**The task**:
Using the data below, tally the lines that include the string "React". Only the number is wanted.

**Collected data**:

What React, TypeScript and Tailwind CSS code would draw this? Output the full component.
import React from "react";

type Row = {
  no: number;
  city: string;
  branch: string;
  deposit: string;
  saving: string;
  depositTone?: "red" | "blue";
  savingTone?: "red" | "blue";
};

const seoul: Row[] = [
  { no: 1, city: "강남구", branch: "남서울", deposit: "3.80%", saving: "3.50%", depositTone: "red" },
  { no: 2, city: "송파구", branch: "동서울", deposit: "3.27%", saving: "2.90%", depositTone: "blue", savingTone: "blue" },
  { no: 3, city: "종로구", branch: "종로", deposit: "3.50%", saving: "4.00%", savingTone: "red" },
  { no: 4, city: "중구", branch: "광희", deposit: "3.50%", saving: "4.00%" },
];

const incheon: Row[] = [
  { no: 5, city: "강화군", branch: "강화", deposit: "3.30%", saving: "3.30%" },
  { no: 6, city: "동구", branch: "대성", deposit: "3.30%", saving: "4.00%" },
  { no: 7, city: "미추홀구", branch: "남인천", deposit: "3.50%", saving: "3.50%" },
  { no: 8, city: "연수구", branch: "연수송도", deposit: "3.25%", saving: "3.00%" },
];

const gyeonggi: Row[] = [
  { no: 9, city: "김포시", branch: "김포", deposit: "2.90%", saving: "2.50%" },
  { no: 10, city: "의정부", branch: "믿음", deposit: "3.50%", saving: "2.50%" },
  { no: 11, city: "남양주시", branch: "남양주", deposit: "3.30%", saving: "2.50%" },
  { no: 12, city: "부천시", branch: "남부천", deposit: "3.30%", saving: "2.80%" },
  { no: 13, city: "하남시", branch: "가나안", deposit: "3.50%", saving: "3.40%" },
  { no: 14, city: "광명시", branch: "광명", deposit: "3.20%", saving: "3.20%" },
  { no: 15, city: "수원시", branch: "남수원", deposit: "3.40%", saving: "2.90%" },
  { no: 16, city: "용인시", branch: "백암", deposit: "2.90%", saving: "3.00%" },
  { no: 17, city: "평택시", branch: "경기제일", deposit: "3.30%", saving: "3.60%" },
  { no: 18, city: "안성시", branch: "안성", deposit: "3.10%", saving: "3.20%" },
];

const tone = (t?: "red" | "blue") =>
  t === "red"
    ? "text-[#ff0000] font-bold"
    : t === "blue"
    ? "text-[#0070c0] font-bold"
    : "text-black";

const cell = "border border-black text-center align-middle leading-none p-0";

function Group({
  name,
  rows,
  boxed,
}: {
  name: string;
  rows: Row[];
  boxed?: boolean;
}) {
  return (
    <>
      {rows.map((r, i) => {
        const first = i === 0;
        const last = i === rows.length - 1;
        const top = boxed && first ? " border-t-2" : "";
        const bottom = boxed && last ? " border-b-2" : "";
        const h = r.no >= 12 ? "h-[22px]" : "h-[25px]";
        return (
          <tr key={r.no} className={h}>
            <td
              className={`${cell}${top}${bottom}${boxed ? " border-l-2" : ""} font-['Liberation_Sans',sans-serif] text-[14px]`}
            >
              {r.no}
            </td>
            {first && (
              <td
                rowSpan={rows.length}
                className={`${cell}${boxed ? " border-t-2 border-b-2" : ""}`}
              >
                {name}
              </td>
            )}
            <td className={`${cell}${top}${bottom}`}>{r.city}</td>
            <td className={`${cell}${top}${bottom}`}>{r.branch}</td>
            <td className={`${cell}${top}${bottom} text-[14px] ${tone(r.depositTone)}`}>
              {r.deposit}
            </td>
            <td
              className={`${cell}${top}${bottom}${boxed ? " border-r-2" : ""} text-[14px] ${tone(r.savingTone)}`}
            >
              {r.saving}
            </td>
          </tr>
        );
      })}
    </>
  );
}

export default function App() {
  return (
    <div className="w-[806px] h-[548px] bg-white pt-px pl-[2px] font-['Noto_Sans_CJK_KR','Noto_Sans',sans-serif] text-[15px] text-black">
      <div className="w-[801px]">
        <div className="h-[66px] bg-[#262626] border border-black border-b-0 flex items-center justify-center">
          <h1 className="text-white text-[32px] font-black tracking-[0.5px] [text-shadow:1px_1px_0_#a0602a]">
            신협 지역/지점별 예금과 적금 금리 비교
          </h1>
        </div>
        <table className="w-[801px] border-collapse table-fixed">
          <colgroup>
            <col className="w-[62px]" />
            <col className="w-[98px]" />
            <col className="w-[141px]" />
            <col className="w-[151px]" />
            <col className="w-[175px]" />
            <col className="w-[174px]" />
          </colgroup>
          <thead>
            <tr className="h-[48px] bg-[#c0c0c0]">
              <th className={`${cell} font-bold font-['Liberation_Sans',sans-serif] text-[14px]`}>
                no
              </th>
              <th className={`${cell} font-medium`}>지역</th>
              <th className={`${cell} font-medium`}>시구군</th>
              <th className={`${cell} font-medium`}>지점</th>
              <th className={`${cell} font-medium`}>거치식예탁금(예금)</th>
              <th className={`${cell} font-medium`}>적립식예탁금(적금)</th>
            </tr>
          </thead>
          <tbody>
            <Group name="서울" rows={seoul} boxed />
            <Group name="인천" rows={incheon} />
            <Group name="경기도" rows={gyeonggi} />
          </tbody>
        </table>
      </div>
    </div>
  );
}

**Task result**:
2